The rate payers of Wellington might want to get rid of these woke waste of spaces and reduce their enormous rate rise.
Oops sorry, they like it. They voted for it.
Let’s rename Wellington, Wokington.
Near all my reading through the ages has been confined to technical and non fiction. Have read most of Churchill. But even when forced at school to read Jane Eyre and Pickwick Papers I had no problems comprehending. But modern govt and Council releases are a whole new challenge. A whole new language pervades. Presumably the product of make work "arts" and social "sciences" courses, including Maori Studies. Attempting to unfathom is so exhausting most give up. Thus all manner of outlandish proposals are effectively sanctioned and established. The recent Plain Speech act or whatever allowed waffle in the spirit of the Treaty or somesuch so its main great potential usefulness is completely thwarted.
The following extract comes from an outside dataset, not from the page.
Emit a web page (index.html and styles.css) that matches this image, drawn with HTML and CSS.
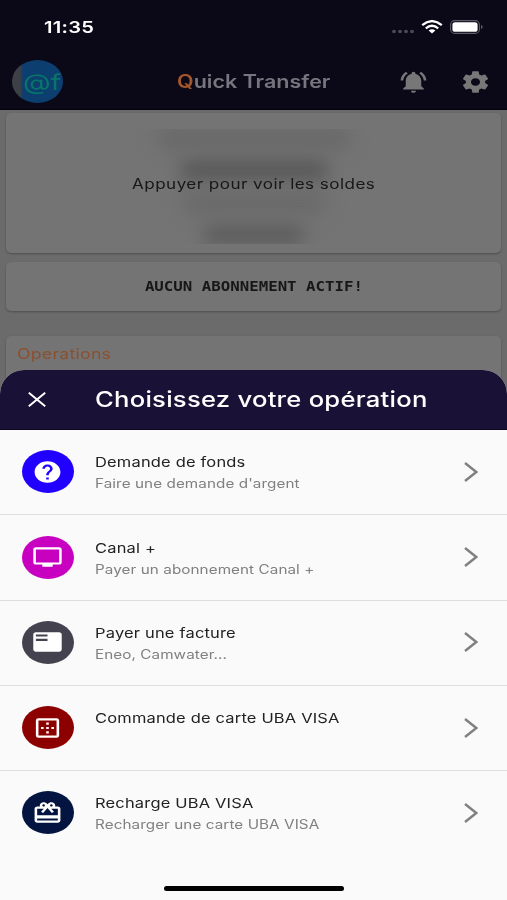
FILE: index.html
```html
<!DOCTYPE html>
<html lang="fr">
<head>
<meta charset="utf-8">
<title>Quick Transfer</title>
<link rel="stylesheet" href="styles.css">
</head>
<body>
<div class="screen">
  <header class="top">
    <div class="status">
      <span class="time wide">11:35</span>
      <div class="signals">
        <svg width="24" height="5" viewBox="0 0 24 5"><g fill="#4b4956"><ellipse cx="3" cy="2.5" rx="2" ry="1.7"/><ellipse cx="9" cy="2.5" rx="2" ry="1.7"/><ellipse cx="15" cy="2.5" rx="2" ry="1.7"/><ellipse cx="21" cy="2.5" rx="2" ry="1.7"/></g></svg>
        <svg class="wifi" width="22" height="14" viewBox="0 0 22 14"><g fill="none" stroke="#fff" stroke-width="2.3"><path d="M1.2 5.1Q11-2.8 20.8 5.1"/><path d="M4.8 8.3Q11 3.3 17.2 8.3"/></g><path d="M7.6 10.6Q11 8 14.4 10.6L11 13.6z" fill="#fff"/></svg>
        <svg width="33" height="14" viewBox="0 0 33 14"><rect x=".6" y=".6" width="28.8" height="12.8" rx="4" fill="none" stroke="#5d5b68" stroke-width="1.1"/><rect x="2.4" y="2.2" width="25.2" height="9.6" rx="2.6" fill="#fff"/><path d="M31 5q1.7.5 1.7 2T31 9z" fill="#5d5b68"/></svg>
      </div>
    </div>
    <div class="appbar">
      <div class="avatar"><span class="wide">@f</span></div>
      <h1 class="brand wide"><b>Q</b>uick Transfer</h1>
      <svg class="icon bell" viewBox="0 0 24 24" preserveAspectRatio="none"><path d="M7.58 4.08L6.15 2.65C3.75 4.48 2.17 7.3 2.03 10.5h2c.15-2.65 1.51-4.97 3.55-6.42zm12.39 6.42h2c-.15-3.2-1.73-6.02-4.12-7.85l-1.42 1.43c2.02 1.45 3.39 3.77 3.54 6.42zM18 11c0-3.07-1.64-5.64-4.5-6.32V4c0-.83-.67-1.5-1.5-1.5s-1.5.67-1.5 1.5v.68C7.63 5.36 6 7.92 6 11v5l-2 2v1h16v-1l-2-2v-5zm-6 11c.14 0 .27-.01.4-.04.65-.14 1.18-.58 1.44-1.18.1-.24.15-.5.15-.78h-4c.01 1.1.9 2 2.01 2z"/></svg>
      <svg class="icon" viewBox="0 0 24 24" preserveAspectRatio="none"><path d="M19.43 12.98c.04-.32.07-.64.07-.98s-.03-.66-.07-.98l2.11-1.65c.19-.15.24-.42.12-.64l-2-3.46c-.12-.22-.39-.3-.61-.22l-2.49 1c-.52-.4-1.08-.73-1.69-.98l-.38-2.65C14.46 2.18 14.25 2 14 2h-4c-.25 0-.46.18-.49.42l-.38 2.65c-.61.25-1.17.59-1.69.98l-2.49-1c-.23-.09-.49 0-.61.22l-2 3.46c-.13.22-.07.49.12.64l2.11 1.65c-.04.32-.07.65-.07.98s.03.66.07.98l-2.11 1.65c-.19.15-.24.42-.12.64l2 3.46c.12.22.39.3.61.22l2.49-1c.52.4 1.08.73 1.69.98l.38 2.65c.03.24.24.42.49.42h4c.25 0 .46-.18.49-.42l.38-2.65c.61-.25 1.17-.59 1.69-.98l2.49 1c.23.09.49 0 .61-.22l2-3.46c.12-.22.07-.49-.12-.64l-2.11-1.65zM12 15.5c-1.93 0-3.5-1.57-3.5-3.5s1.57-3.5 3.5-3.5 3.5 1.57 3.5 3.5-1.57 3.5-3.5 3.5z"/></svg>
    </div>
  </header>

  <main class="content">
    <section class="card balance">
      <div class="veil"><i></i><i></i><i></i><i></i></div>
      <span class="wide reveal">Appuyer pour voir les soldes</span>
    </section>
    <section class="card subscription"><span class="wide">AUCUN ABONNEMENT ACTIF!</span></section>
    <section class="card operations"><span class="wide">Operations</span></section>
  </main>

  <div class="sheet">
    <div class="sheet-head">
      <svg width="18" height="15" viewBox="0 0 18 15"><path d="M.8.7l16.4 13.6M17.2.7L.8 14.3" stroke="#fff" stroke-width="1.9"/></svg>
      <h2 class="wide">Choisissez votre opération</h2>
    </div>
    <ul class="list">
      <li>
        <span class="disc blue"><svg class="icon" viewBox="0 0 24 24" preserveAspectRatio="none"><path d="M12 2C6.48 2 2 6.48 2 12s4.48 10 10 10 10-4.48 10-10S17.52 2 12 2zm1 17h-2v-2h2v2zm2.07-7.75l-.9.92C13.45 12.9 13 13.5 13 15h-2v-.5c0-1.1.45-2.1 1.17-2.83l1.24-1.26c.37-.36.59-.86.59-1.41 0-1.1-.9-2-2-2s-2 .9-2 2H8c0-2.21 1.79-4 4-4s4 1.79 4 4c0 .88-.36 1.68-.93 2.25z"/></svg></span>
        <div class="text"><span class="wide name">Demande de fonds</span><span class="wide note">Faire une demande d'argent</span></div>
        <svg class="chevron" viewBox="0 0 14 20"><path d="M1 1l11.3 9L1 19"/></svg>
      </li>
      <li>
        <span class="disc magenta"><svg class="icon" viewBox="0 0 24 24" preserveAspectRatio="none"><path d="M21 3H3c-1.11 0-2 .89-2 2v12c0 1.1.89 2 2 2h5v2h8v-2h5c1.1 0 1.99-.9 1.99-2L23 5c0-1.11-.9-2-2-2zm0 14H3V5h18v12z"/></svg></span>
        <div class="text"><span class="wide name">Canal +</span><span class="wide note">Payer un abonnement Canal +</span></div>
        <svg class="chevron" viewBox="0 0 14 20"><path d="M1 1l11.3 9L1 19"/></svg>
      </li>
      <li>
        <span class="disc slate"><svg class="icon" viewBox="0 0 24 24" preserveAspectRatio="none"><path d="M21 3H3c-1.1 0-2 .9-2 2v14c0 1.1.9 2 2 2h18c1.1 0 2-.9 2-2V5c0-1.1-.9-2-2-2zm-9 8H3V9h9v2zm0-4H3V5h9v2z"/></svg></span>
        <div class="text"><span class="wide name">Payer une facture</span><span class="wide note">Eneo, Camwater...</span></div>
        <svg class="chevron" viewBox="0 0 14 20"><path d="M1 1l11.3 9L1 19"/></svg>
      </li>
      <li>
        <span class="disc red"><svg class="icon" viewBox="0 0 24 24" preserveAspectRatio="none"><rect x="4" y="4" width="16" height="16" rx="1" fill="none" stroke="#fff" stroke-width="2"/><path d="M11 7h2v2h-2zM11 11h2v2h-2zM11 15h2v2h-2zM7 11h2v2H7zM15 11h2v2h-2z"/></svg></span>
        <div class="text"><span class="wide name">Commande de carte UBA VISA</span><span class="wide note">&nbsp;</span></div>
        <svg class="chevron" viewBox="0 0 14 20"><path d="M1 1l11.3 9L1 19"/></svg>
      </li>
      <li>
        <span class="disc navy"><svg class="icon" viewBox="0 0 24 24" preserveAspectRatio="none"><path d="M20 6h-2.18c.11-.31.18-.65.18-1 0-1.66-1.34-3-3-3-1.05 0-1.96.54-2.5 1.35l-.5.67-.5-.68C10.96 2.54 10.05 2 9 2 7.34 2 6 3.34 6 5c0 .35.07.69.18 1H4c-1.11 0-1.99.89-1.99 2L2 19c0 1.11.89 2 2 2h16c1.11 0 2-.89 2-2V8c0-1.11-.89-2-2-2zm-5-2c.55 0 1 .45 1 1s-.45 1-1 1-1-.45-1-1 .45-1 1-1zM9 4c.55 0 1 .45 1 1s-.45 1-1 1-1-.45-1-1 .45-1 1-1zm11 15H4v-2h16v2zm0-5H4V8h5.08L7 10.83 8.62 12 11 8.76l1-1.36 1 1.36L15.38 12 17 10.83 14.92 8H20v6z"/></svg></span>
        <div class="text"><span class="wide name">Recharge UBA VISA</span><span class="wide note">Recharger une carte UBA VISA</span></div>
        <svg class="chevron" viewBox="0 0 14 20"><path d="M1 1l11.3 9L1 19"/></svg>
      </li>
    </ul>
    <div class="home"></div>
  </div>
</div>
</body>
</html>
```
FILE: styles.css
```css
* { box-sizing: border-box; margin: 0; padding: 0; }
body { font-family: Inter, "Liberation Sans", sans-serif; background: #6b6b6b; }
svg { display: block; flex: none; }
.screen { position: relative; width: 507px; height: 900px; overflow: hidden; background: #6b6b6b; }

/* Glyphs are drawn wider than the font's own proportions */
.wide { display: inline-block; white-space: nowrap; transform: scaleX(var(--w, 1.22)); transform-origin: left center; }

.top { height: 110px; background: #0b0818; border-bottom: 1px solid #03020a; }
.status { height: 54px; padding: 0 24px 0 44px; display: flex; justify-content: space-between; align-items: center; }
.time { color: #fff; font-size: 16.5px; font-weight: 600; letter-spacing: .2px; }
.signals { display: flex; align-items: center; }
.signals svg:first-child { margin: 9px 6px 0 0; }
.wifi { margin-right: 7px; }
.appbar { height: 55px; display: flex; align-items: center; padding: 0 16px 0 12px; }
.avatar { width: 51px; height: 43px; border-radius: 50%; overflow: hidden; display: flex; align-items: center; padding-left: 11px; background: linear-gradient(90deg, #3d4045 0 8px, #0c3e70 11px); color: #087568; font-size: 22px; --w: 1.3; }
.brand { width: 153px; margin-left: 114px; color: #77757d; font-size: 18px; font-weight: 600; --w: 1.195; }
.brand b { color: #a3562b; font-weight: 600; }
.icon { width: 31px; height: 26px; fill: #777; }
.bell { margin: 0 31px 0 auto; }

.content { padding: 3px 6px 0; }
.card { background: #747474; border-radius: 5px; box-shadow: 0 1px 2px #4f4f4f; }
.balance { position: relative; height: 140px; display: flex; justify-content: center; align-items: center; overflow: hidden; }
.reveal, .subscription .wide { transform-origin: center; }
.reveal { position: relative; color: #171717; font-size: 14px; letter-spacing: .36px; }
.veil { position: absolute; inset: 16px 14px 9px; display: flex; flex-direction: column; align-items: center; justify-content: space-between; overflow: hidden; }
.veil i { width: 190px; height: 18px; background: #676767; filter: blur(9px); }
.veil i:nth-child(2) { width: 146px; background: #555; }
.veil i:nth-child(3) { width: 140px; background: #686868; }
.veil i:nth-child(4) { width: 98px; background: #5a5a5a; }
.subscription { height: 49px; margin-top: 9px; padding-bottom: 2px; display: flex; justify-content: center; align-items: center; color: #171717; font: bold 14px "DejaVu Sans Mono", monospace; }
.subscription .wide { --w: 1.125; }
.operations { height: 80px; margin-top: 25px; padding: 9px 11px; color: #8b5030; font-size: 14.5px; letter-spacing: .2px; }

.sheet { position: absolute; left: 0; right: 0; top: 370px; bottom: 0; background: #fafafa; border-radius: 24px 24px 0 0; overflow: hidden; }
.sheet-head { height: 60px; background: #1a1236; display: flex; align-items: center; padding-left: 28px; border-bottom: 1px solid #0d0923; }
.sheet-head h2 { margin-left: 49px; color: #fff; font-size: 21px; font-weight: 500; letter-spacing: .2px; }
.list { list-style: none; display: grid; grid-template-rows: repeat(5, 85.25px); }
.list li { display: flex; align-items: center; padding: 0 29px .5px 21.5px; border-bottom: 1px solid #dedede; }
.list li:last-child { border-color: transparent; }
.disc { width: 52px; height: 43px; border-radius: 50%; display: flex; align-items: center; justify-content: center; }
.disc .icon { fill: #fff; }
.blue { background: #2200ff; }
.magenta { background: #c800c0; }
.slate { background: #45424f; }
.red { background: #8c0000; }
.navy { background: #02143f; }
.text { flex: 1; padding: 4px 0 0 21px; display: flex; flex-direction: column; align-items: flex-start; }
.name { color: #222; font-size: 13.5px; font-weight: 400; letter-spacing: .15px; line-height: 21px; }
.note { color: #808080; font-size: 12.5px; letter-spacing: .06px; line-height: 22px; }
.chevron { width: 14px; height: 20px; fill: none; stroke: #808080; stroke-width: 2.4; }
.home { width: 180px; height: 5px; border-radius: 3px; background: #000; margin: 30px auto 0; }
```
So, I take it this gibberish is something about a large foodbank that will feed us all when we've spent that last dollar and got to zero? No? Whatever - it's just a load of virtue signalling tosh and am only thankful that I'm not a Wellington ratepayer. However, I suspect my local Council is likely to be afflicted by the same nonsense soon enough. After all, they all have an inflation target to meet and being thrifty isn't on the agenda when virtue is at stake.
What is so excruciatingly tragic about this plethora of ordure chucked about by the WCC (oh the irony of those first two letters) is that the perps are untouchable. With all due respect, plus a bit more, to Mr du Fresne, what he has opined will pass largely unheeded by those at whom it is aimed.
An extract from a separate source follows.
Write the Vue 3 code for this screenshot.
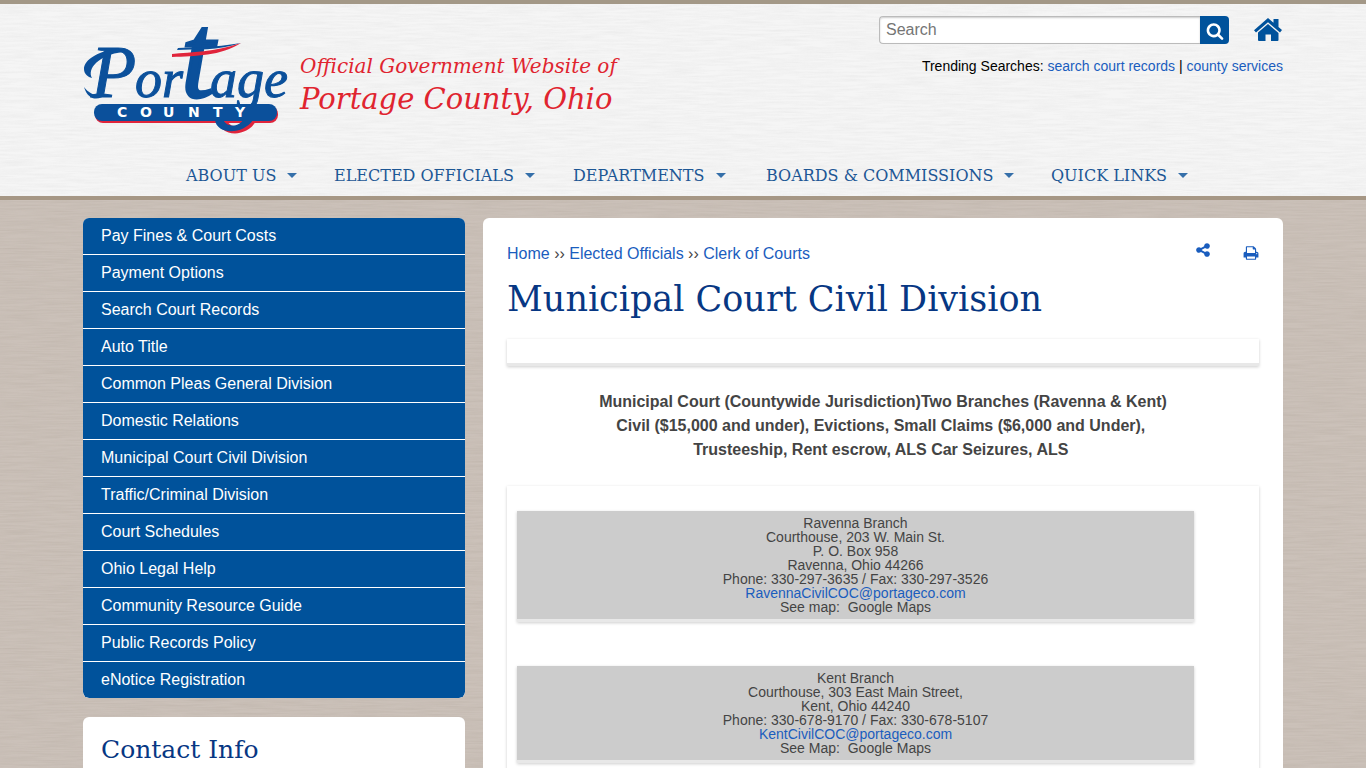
<script setup>
const menu = ['About Us', 'Elected Officials', 'Departments', 'Boards & Commissions', 'Quick Links']
const sideLinks = [
  'Pay Fines & Court Costs',
  'Payment Options',
  'Search Court Records',
  'Auto Title',
  'Common Pleas General Division',
  'Domestic Relations',
  'Municipal Court Civil Division',
  'Traffic/Criminal Division',
  'Court Schedules',
  'Ohio Legal Help',
  'Community Resource Guide',
  'Public Records Policy',
  'eNotice Registration',
]
const branches = [
  {
    lines: ['Ravenna Branch', 'Courthouse, 203 W. Main St.', 'P. O. Box 958', 'Ravenna, Ohio 44266', 'Phone: 330-297-3635 / Fax: 330-297-3526'],
    email: 'RavennaCivilCOC@portageco.com',
    map: 'See map:\u00a0 Google Maps',
  },
  {
    lines: ['Kent Branch', 'Courthouse, 303 East Main Street,', 'Kent, Ohio 44240', 'Phone: 330-678-9170 / Fax: 330-678-5107'],
    email: 'KentCivilCOC@portageco.com',
    map: 'See Map:\u00a0 Google Maps',
  },
]
</script>

<template>
  <div class="page">
    <header class="site-header">
      <div class="container top">
        <a class="brand" href="#" aria-label="Portage County">
          <svg width="206" height="108" viewBox="0 0 206 108">
            <rect x="12" y="80" width="183" height="17" rx="8" fill="#e0243b" />
            <path d="M134 92C136 112 164 112 173 95L164 95C158 102 147 103 143 93Z" fill="#e0243b" />
            <rect x="11" y="78" width="183" height="17" rx="8" fill="#0b509b" />
            <path d="M132 94C134 109 160 109 170 94L160 94C156 101 143 102 140 93Z" fill="#0b509b" />
            <text class="script" y="71"><tspan x="8" font-size="74">P</tspan><tspan x="52" font-size="54">or</tspan><tspan class="tall" x="98" font-size="120">t</tspan><tspan x="127" font-size="54">age</tspan></text>
            <path d="M40 23C16 23 1 34 1 43C1 48 5 51 9 52C4 43 15 29 40 26Z" fill="#0b509b" />
            <path d="M1 61C5 75 16 75 23 68C15 71 7 69 1 61Z" fill="#0b509b" />
            <path d="M95 22C110 21 130 22 158 17C135 25 112 23 94 24Z" fill="#0b509b" />
            <path d="M89 28C108 26 132 26 158 17C138 30 112 30 89 31Z" fill="#e0243b" />
            <text class="county" x="34 57 80 105 130 152" y="91">COUNTY</text>
          </svg>
        </a>
        <div class="tagline">
          <span class="tag-small">Official Government Website of</span>
          <span class="tag-big">Portage County, Ohio</span>
        </div>
        <div class="tools">
          <div class="tool-row">
            <form class="search" @submit.prevent>
              <input type="text" placeholder="Search" aria-label="Search" />
              <button type="submit" aria-label="Submit search">
                <svg width="18" height="18" viewBox="0 0 1792 1792"><path fill="#fff" d="M1216 832q0-185-131.5-316.5t-316.5-131.5-316.5 131.5-131.5 316.5 131.5 316.5 316.5 131.5 316.5-131.5 131.5-316.5zm512 832q0 52-38 90t-90 38q-54 0-90-38l-343-342q-179 124-399 124-143 0-273.5-55.5t-225-150-150-225-55.5-273.5 55.5-273.5 150-225 225-150 273.5-55.5 273.5 55.5 225 150 150 225 55.5 273.5q0 220-124 399l343 343q37 37 37 90z" /></svg>
              </button>
            </form>
            <a class="home" href="#" aria-label="Home">
              <svg width="29" height="24" viewBox="0 0 29 24" fill="#00529b">
                <path d="M14 0L19.5 4.8V1H24.5V9L28 12L26 14.6L14 4.2L2 14.6L0 12.2Z" />
                <path d="M14 6L24.5 15V22Q24.500 23 23.500 23H17V16.500H11.500V23H5Q4 23 4 22V14.600Z" />
              </svg>
            </a>
          </div>
          <p class="trending">Trending Searches: <a href="#">search court records</a> | <a href="#">county services</a></p>
        </div>
      </div>
      <nav class="menu" aria-label="Main">
        <a v-for="item in menu" :key="item" href="#">{{ item }}<span class="caret"></span></a>
      </nav>
    </header>

    <div class="container columns">
      <aside>
        <nav class="side" aria-label="Section">
          <a v-for="link in sideLinks" :key="link" href="#">{{ link }}</a>
        </nav>
        <section class="card contact"><h2>Contact Info</h2></section>
      </aside>

      <main class="card content">
        <div class="crumb-row">
          <nav class="crumbs" aria-label="Breadcrumb">
            <a href="#">Home</a> ›› <a href="#">Elected Officials</a> ›› <a href="#">Clerk of Courts</a>
          </nav>
          <div class="actions">
            <a class="share" href="#" aria-label="Share"><svg width="16" height="16" viewBox="0 0 1792 1792"><path fill="currentColor" d="M1344 1024q133 0 226.5 93.5t93.5 226.5-93.5 226.5-226.5 93.5-226.5-93.5-93.5-226.5q0-12 2-34l-360-180q-92 86-218 86-133 0-226.5-93.5t-93.5-226.5 93.5-226.5 226.5-93.5q126 0 218 86l360-180q-2-22-2-34 0-133 93.5-226.5t226.5-93.5 226.5 93.5 93.5 226.5-93.5 226.5-226.5 93.5q-126 0-218-86l-360 180q2 22 2 34t-2 34l360 180q92-86 218-86z" /></svg></a>
            <a class="print" href="#" aria-label="Print"><svg width="16" height="16" viewBox="0 0 1792 1792"><path fill="currentColor" d="M448 1536h896v-256h-896v256zm0-640h896v-384h-160q-40 0-68-28t-28-68v-160h-640v640zm1152 64q0-26-19-45t-45-19-45 19-19 45 19 45 45 19 45-19 19-45zm128 0v416q0 13-9.5 22.5t-22.5 9.5h-224v160q0 40-28 68t-68 28h-960q-40 0-68-28t-28-68v-160h-224q-13 0-22.5-9.5t-9.5-22.5v-416q0-79 56.5-135.5t135.5-56.5h64v-544q0-40 28-68t68-28h672q40 0 88 20t76 48l152 152q28 28 48 76t20 88v256h64q79 0 135.5 56.5t56.5 135.5z" /></svg></a>
          </div>
        </div>
        <h1>Municipal Court Civil Division</h1>
        <div class="panel spacer"></div>
        <p class="intro">
          Municipal Court (Countywide Jurisdiction)Two Branches (Ravenna &amp; Kent)<br />
          Civil ($15,000 and under), Evictions, Small Claims ($6,000 and Under),&nbsp;<br />
          Trusteeship, Rent escrow, ALS Car Seizures, ALS&nbsp;
        </p>
        <div class="panel branches">
          <address v-for="b in branches" :key="b.email" class="panel branch">
            <div v-for="line in b.lines" :key="line">{{ line }}</div>
            <a :href="'mailto:' + b.email">{{ b.email }}</a>
            <div>{{ b.map }}</div>
          </address>
        </div>
      </main>
    </div>
  </div>
</template>

<style>
body { margin: 0; }
</style>

<style scoped>
* { box-sizing: border-box; }
.page {
  height: 100vh;
  overflow: hidden;
  font-family: "Liberation Sans", Arial, sans-serif;
  font-size: 16px;
  color: #444;
  background-color: #cbc1b9;
  background-image: url("data:image/svg+xml,%3Csvg xmlns='http://www.w3.org/2000/svg' width='500' height='400'%3E%3Cfilter id='n' x='0' y='0' width='1' height='1'%3E%3CfeTurbulence type='fractalNoise' baseFrequency='.025 .6' numOctaves='3' stitchTiles='stitch'/%3E%3CfeColorMatrix values='0 0 0 0 .3 0 0 0 0 .25 0 0 0 0 .2 .5 0 0 0 -.15'/%3E%3C/filter%3E%3Crect width='500' height='400' filter='url(%23n)' opacity='.5'/%3E%3C/svg%3E");
}
a { color: #1a5dbe; text-decoration: none; }
.container { width: calc(100% - 32px); max-width: 1200px; margin: 0 auto; }
.site-header {
  border-top: 4px solid #a39887;
  border-bottom: 4px solid #a69785;
  background-color: #f5f5f5;
  background-image: url("data:image/svg+xml,%3Csvg xmlns='http://www.w3.org/2000/svg' width='500' height='400'%3E%3Cfilter id='n' x='0' y='0' width='1' height='1'%3E%3CfeTurbulence type='fractalNoise' baseFrequency='.03 .5' numOctaves='3' stitchTiles='stitch'/%3E%3CfeColorMatrix values='0 0 0 0 .4 0 0 0 0 .4 0 0 0 0 .4 .5 0 0 0 -.17'/%3E%3C/filter%3E%3Crect width='500' height='400' filter='url(%23n)' opacity='.4'/%3E%3C/svg%3E");
}
.top { display: flex; height: 151px; }
.brand { margin: 22px 11px 0 0; }
.brand svg { display: block; overflow: visible; }
.script {
  font-family: "Liberation Serif", serif;
  font-style: italic;
  fill: #0b509b;
  stroke: #0b509b;
  stroke-width: 1px;
}
.tall { stroke-width: 3px; }
.county { font-family: "DejaVu Sans", sans-serif; font-size: 14px; font-weight: 700; fill: #fff; }
.tagline {
  display: flex;
  flex-direction: column;
  padding-top: 48px;
  color: #e0242f;
  font-family: "DejaVu Serif", serif;
  font-style: italic;
  white-space: nowrap;
}
.tag-small { font-size: 20px; line-height: 28px; }
.tag-big { font-size: 29px; line-height: 38px; }
.tools { margin-left: auto; width: 404px; padding-top: 12px; }
.tool-row { display: flex; justify-content: space-between; }
.search { display: flex; width: 350px; height: 28px; }
.search input {
  flex: 1;
  min-width: 0;
  padding: 0 6px;
  border: 1px solid #bbb;
  border-right: 0;
  border-radius: 4px 0 0 4px;
  background: #fff;
  box-shadow: inset 0 1px 2px #ccc;
  font: inherit;
}
.search input::placeholder { color: #757575; }
.search button {
  display: flex;
  align-items: center;
  justify-content: center;
  width: 29px;
  padding: 2px 0 0;
  border: 0;
  border-radius: 0 4px 4px 0;
  background: #00529b;
}
.home { padding-top: 2px; }
.home svg { display: block; }
.trending { margin: 14px 0 0; text-align: right; font-size: 14px; line-height: 16px; color: #000; }
.menu {
  display: grid;
  grid-template-columns: 148px 239px 193px 285px 142px;
  justify-content: center;
  height: 41px;
  padding-left: 13px;
}
.menu a {
  display: flex;
  align-items: center;
  gap: 11px;
  height: 41px;
  text-transform: uppercase;
  white-space: nowrap;
  font-family: "DejaVu Serif", serif;
  font-size: 16px;
  color: #1d5795;
}
.caret { border: 5px solid transparent; border-top-color: #356fa9; border-bottom: 0; }
.columns { display: grid; grid-template-columns: minmax(0, 382fr) minmax(0, 800fr); gap: 18px; padding-top: 18px; }
.card { background: #fff; border-radius: 6px; }
.side { border-radius: 6px; overflow: hidden; background: #fff; }
.side a {
  display: block;
  margin-bottom: 1px;
  padding: 0 18px;
  background: #00529b;
  color: #fff;
  line-height: 36px;
}
.side a:last-child { border-radius: 0 0 6px 6px; margin-bottom: 0; }
.contact { margin-top: 19px; padding: 15px 18px; height: 320px; }
h1, h2 { margin: 0; font-family: "DejaVu Serif", serif; font-weight: 400; color: #073783; }
h2 { font-size: 25px; line-height: 36px; }
h1 { font-size: 35px; line-height: 50px; margin: 8px 0 15px; white-space: nowrap; }
.content { padding: 24px; height: 900px; }
.crumb-row { display: flex; justify-content: space-between; line-height: 24px; }
.actions { display: flex; gap: 32px; }
.actions svg { display: block; }
.print { padding-top: 3px; }
.panel { border-bottom: 3px solid #e8e8e8; box-shadow: 0 1px 3px rgba(0, 0, 0, 0.2); }
.spacer { height: 27px; }
.intro { margin: 24px 0; text-align: center; font-weight: 700; line-height: 24px; }
.branches { display: flex; flex-direction: column; gap: 44px; height: 600px; padding: 25px 65px 0 10px; }
.branch { padding: 5px; background: #ccc; text-align: center; font-size: 14px; line-height: 14px; font-style: normal; }
</style>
And it's not just the local or national bureaucracies such as the Min of Ed (just visit your local school's website for elaboration), the corporate sector is at it as well! It is oh-so-trendy to use Te Reo, from a smattering (just as I have done) to a deluge, much of it straight from the Tower of Babel, in the emetic belief that it somehow proves cultural acceptance and integration.
Welcome to the Khmer Republic of Wellington. Planning my exit while I still can.